Songoftheday 10/9/12 - Well our father fought the second world war, spent their weekends on the Jersey Shore...
Billy Joel - "Allentown"
from the album The Nylon Curtain (1982)
Billboard Hot 100 peak: #17 (six weeks)
Weeks in the top-40: 16
Today's Song of the Day is by piano man Billy Joel, who released his most serious album, The Nylon Curtain, in 1982, with the first single "Pressure" making the top-20 in the fall of that year. He briefly toured, and the show in Long Island was broadcast on fledgling cable network HBO (I remember being glued to the TV for it).

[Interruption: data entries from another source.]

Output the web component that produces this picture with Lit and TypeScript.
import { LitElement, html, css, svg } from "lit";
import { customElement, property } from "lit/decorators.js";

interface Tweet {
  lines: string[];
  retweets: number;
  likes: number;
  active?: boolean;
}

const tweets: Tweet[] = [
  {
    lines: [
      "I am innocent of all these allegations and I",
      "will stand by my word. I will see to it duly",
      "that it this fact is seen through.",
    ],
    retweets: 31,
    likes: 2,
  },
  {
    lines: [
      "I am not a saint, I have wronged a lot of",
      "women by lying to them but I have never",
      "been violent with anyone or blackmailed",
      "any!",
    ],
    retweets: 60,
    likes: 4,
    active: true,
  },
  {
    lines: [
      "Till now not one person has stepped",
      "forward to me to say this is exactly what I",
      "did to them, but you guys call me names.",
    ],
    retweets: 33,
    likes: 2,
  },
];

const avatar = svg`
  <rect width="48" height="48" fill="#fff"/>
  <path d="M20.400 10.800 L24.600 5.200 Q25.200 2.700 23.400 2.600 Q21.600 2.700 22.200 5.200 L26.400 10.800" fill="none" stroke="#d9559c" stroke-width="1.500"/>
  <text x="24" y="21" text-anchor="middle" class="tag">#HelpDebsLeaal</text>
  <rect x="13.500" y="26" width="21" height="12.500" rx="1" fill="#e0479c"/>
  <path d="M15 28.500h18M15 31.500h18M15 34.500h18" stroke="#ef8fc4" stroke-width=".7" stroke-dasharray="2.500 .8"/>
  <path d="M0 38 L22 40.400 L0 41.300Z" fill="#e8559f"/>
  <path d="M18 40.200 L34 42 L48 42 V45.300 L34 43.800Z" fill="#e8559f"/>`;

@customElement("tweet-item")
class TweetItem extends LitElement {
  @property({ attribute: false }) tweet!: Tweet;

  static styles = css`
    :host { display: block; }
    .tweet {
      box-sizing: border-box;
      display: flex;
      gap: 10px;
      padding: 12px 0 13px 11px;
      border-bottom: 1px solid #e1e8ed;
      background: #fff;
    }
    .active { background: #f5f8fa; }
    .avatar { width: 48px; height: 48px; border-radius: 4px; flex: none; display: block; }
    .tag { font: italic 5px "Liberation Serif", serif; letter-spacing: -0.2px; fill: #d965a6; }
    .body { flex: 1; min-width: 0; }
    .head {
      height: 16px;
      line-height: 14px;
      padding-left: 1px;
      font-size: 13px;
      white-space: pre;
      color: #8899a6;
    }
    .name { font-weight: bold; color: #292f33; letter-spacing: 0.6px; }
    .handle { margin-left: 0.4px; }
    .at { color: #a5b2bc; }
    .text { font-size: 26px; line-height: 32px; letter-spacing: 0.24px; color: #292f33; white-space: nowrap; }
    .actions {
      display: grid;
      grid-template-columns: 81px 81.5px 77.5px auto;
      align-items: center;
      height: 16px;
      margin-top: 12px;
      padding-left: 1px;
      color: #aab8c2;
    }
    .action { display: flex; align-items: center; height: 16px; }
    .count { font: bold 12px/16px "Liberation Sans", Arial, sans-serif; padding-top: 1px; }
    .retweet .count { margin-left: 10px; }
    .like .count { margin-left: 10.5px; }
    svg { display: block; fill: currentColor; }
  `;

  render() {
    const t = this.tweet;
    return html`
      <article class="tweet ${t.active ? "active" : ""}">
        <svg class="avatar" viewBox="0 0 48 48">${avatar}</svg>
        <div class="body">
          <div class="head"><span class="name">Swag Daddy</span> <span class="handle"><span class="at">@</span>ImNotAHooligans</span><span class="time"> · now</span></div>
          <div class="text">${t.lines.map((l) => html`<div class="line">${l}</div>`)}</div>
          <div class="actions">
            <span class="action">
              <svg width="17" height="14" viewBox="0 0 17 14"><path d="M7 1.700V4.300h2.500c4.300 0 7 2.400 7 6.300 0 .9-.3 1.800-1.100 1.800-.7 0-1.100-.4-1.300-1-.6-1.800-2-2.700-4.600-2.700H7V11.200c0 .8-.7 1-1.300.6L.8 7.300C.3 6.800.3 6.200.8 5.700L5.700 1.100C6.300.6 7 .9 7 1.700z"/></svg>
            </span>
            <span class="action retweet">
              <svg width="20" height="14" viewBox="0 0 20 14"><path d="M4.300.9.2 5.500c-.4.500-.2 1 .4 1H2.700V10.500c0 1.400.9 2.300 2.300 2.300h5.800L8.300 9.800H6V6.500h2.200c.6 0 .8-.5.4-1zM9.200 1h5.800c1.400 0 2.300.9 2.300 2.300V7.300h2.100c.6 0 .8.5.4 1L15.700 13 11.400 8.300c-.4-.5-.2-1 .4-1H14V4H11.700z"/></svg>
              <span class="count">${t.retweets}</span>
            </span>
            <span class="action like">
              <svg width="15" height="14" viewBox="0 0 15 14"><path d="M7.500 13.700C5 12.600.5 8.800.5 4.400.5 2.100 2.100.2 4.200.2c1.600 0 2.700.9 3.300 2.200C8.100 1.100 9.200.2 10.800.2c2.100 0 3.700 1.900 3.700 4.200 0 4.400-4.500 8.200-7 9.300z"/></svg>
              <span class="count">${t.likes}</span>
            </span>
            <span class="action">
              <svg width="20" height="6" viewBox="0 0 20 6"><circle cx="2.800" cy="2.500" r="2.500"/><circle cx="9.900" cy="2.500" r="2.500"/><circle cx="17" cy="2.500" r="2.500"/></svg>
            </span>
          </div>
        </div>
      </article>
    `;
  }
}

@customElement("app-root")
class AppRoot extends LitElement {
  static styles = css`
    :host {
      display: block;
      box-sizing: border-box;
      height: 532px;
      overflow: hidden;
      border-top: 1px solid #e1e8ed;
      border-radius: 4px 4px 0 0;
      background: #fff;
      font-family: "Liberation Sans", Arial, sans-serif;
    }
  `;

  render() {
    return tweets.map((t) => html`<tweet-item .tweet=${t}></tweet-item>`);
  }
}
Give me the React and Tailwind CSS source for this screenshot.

The second track released to radio, "Allentown" was more upbeat in instrumentation, but just as depressing a subject, as it tackled the death of manufacturing/mining towns across America by using the example of the Pennsylvania blue-collar town mortally tied to the Bethlehem Steel plant, which weren't keeping up with modernization and laying off hundreds of workers. In fact, its a harbinger of the entire American ecomony, as cheap labor and easy unsafe lack of regulations overseas threw us into a serviced goods nation. Like the rest of the album, it was written by Joel and produced by Phil Ramone.
Thumbs up for unexpected butt shots!
"Allentown" was Billy's biggest hit from the set, spending four months in the top-40, and made the top-20 on both the pop and adult-contemporary (soft-rock) chart, placed on the rock radio list, and made the top-40 in Canada, Australia, and New Zealand. Billy was also given the key to the city of Allentown by the mayor for the classic anthem that's a true working-man's song in the tradition of Springsteen and Mellencamp.What I love the most of the song is its realism, no pussyfooting the generations of forgotten men and women who strove just to make a life for their families, as opposed to these times where the "small business owner" gets kissed in the ass like a deity.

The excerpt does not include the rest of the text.